Rachid Rafaa, Marocain de 40 ans ayant fui le Maroc pour la France en 2009, a disparu dans la nuit du 26 au 27 juillet 2016 de sa résidence surveillée de Morne-Rouge, en Martinique, où il était assigné depuis mai 2014. Le Maroc avait demandé son extradition dès 2009, mais la Cour européenne des droits de l’Homme (CEDH) s’y était opposée en 2013 au motif qu’il risquait d’être torturé dans son pays d’origine s’il y était renvoyé. D’autre part, la France lui ayant refusé le droit d’asile, il a finalement été assigné à résidence sur l’île d’Yeu, puis en Martinique à partir de mai 2014.
Rachid Rafaa, un djihadiste redoutable, depuis près de 7 ans sur le territoire français ? Ou un opposant au régime marocain, sympathisant de la cause sahraouie, un politique inoffensif qui déclare se battre pour le droit à l’autodétermination du peuple sahraoui, qui est poursuivi en raison de cela par le régime marocain, lequel ne supporte pas un instant que l’on touche à sa main mise sur Sahara occidental ?
D’après la Cour européenne des droits de l’homme (cf. son arrêt du 4 novembre 2013), qui reprend les termes de la Cour nationale du droit d’asile (CNDA) il n’aurait pas fourni de preuves de son engagement en faveur de la cause sahraouie : « …les explications données par le requérant lors de son audition – qui se déroula à huis-clos – étaient demeurées contradictoires et non circonstanciées s’agissant de sa fréquentation des sites de discussion concernant le problème du Sahara occidental, et […] ainsi son engagement et son soutien pour cette cause ne pouvaient être tenus pour établis. »

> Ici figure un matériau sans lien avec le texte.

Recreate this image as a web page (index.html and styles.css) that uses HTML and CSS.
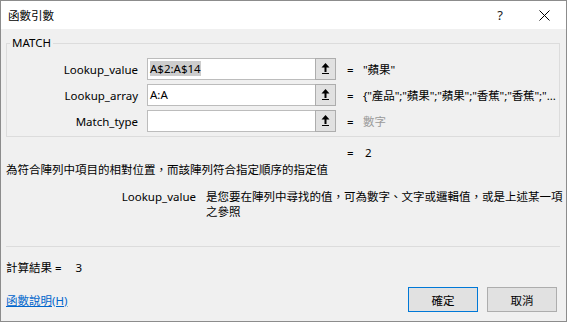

S’il affirme qu’il fut arrêté, détenu et torturé par les services secrets marocains pendant 20 jours à Rabat (au début de 2009), ces mêmes services secrets lui auraient proposé ensuite de collaborer avec eux et de surveiller les membres du Front Polisario (pratique qui a déjà été relatée par nombre de militants sahraouis), ce qu’il accepta dans l’espoir d’être libéré (il dit avoir signé une lettre d’engagement et qu’ils lui remirent une somme d’argent). « Par la suite, chaque mois, le requérant recevait deux versements et une personne se rendait à son domicile de Marrakech pour recueillir le fruit de ses observations. ». Il dit avoir pris la fuite dès qu’il en eut la possibilité (fin 2009). La CNDA a toutefois estimé « qu’aucun élément ne permettait de conclure à la réalité de sa détention pendant trois semaines ni aux raisons de cette détention qui seraient le soutien à la cause sahraouie. » Pour autant il y a de quoi s’interroger : un djihadiste, qui depuis fin 2009 où il est arrivé en France, ne cesse de se défendre devant la justice française et européenne, multiplie les recours à l’aide d’avocats, puis reste « gentiment » assigné à résidence en Martinique, à l’hôtel, sans bracelet électronique, depuis mai 2014 jusqu’à cette nuit du 26 au 27 juillet 2016. La thèse officielle marocaine – et française – est qu’il s’est évadé : un djihadiste dans la nature !
Peut-être. Peut-être pas. Son avocate nancéienne se fait l’écho des craintes de sa famille (cf. L’Est Républicain du 3 août) : Rachid Rafaa pourrait avoir été enlevé par les services secrets marocains, qui auraient des choses importantes à lui reprocher, des choses qui ne remontent peut-être pas si loin que 2009… Impossible de trancher bien sûr. Mais devant cette incertitude, alors qu’un homme est peut-être sous la menace de la torture et/ou de la mort, le gouvernement français doit mettre en œuvre une enquête approfondie sur sa disparition. Les médias et les responsables politiques français doivent l’exiger. Il y a en effet encore un doute à lever : si l’on en croit le360.ma, un site marocain très proche du pouvoir alaouite, dans sa livraison du 29 juillet (tout de suite donc après la disparition de Rachid Rafaa), « il lui a […] été facile de planifier son évasion pour échapper aux autorités françaises. Ceci, malgré les alertes envoyées par leurs homologues marocaines, quelques jours plus tôt, sur ce projet d’évasion par voie de mer que préparait alors Al-Qaïda. Bien sûr, l’alerte n’a pas été prise en compte et le projet d’évasion s’est déroulé tel que les services de renseignement marocains l’avaient prédit… ».
Bien que les relais médiatiques du Maghzen nous aient habitués à la fabrication des légendes les plus imaginatives, ils allèguent là le fait que les Français ont bien été avertis d’un plan préparé d’avance et qu’ils n’en ont rien fait ? Cela mérite pour le moins que les pouvoirs publics français donnent des éclaircissements sur cette allégation.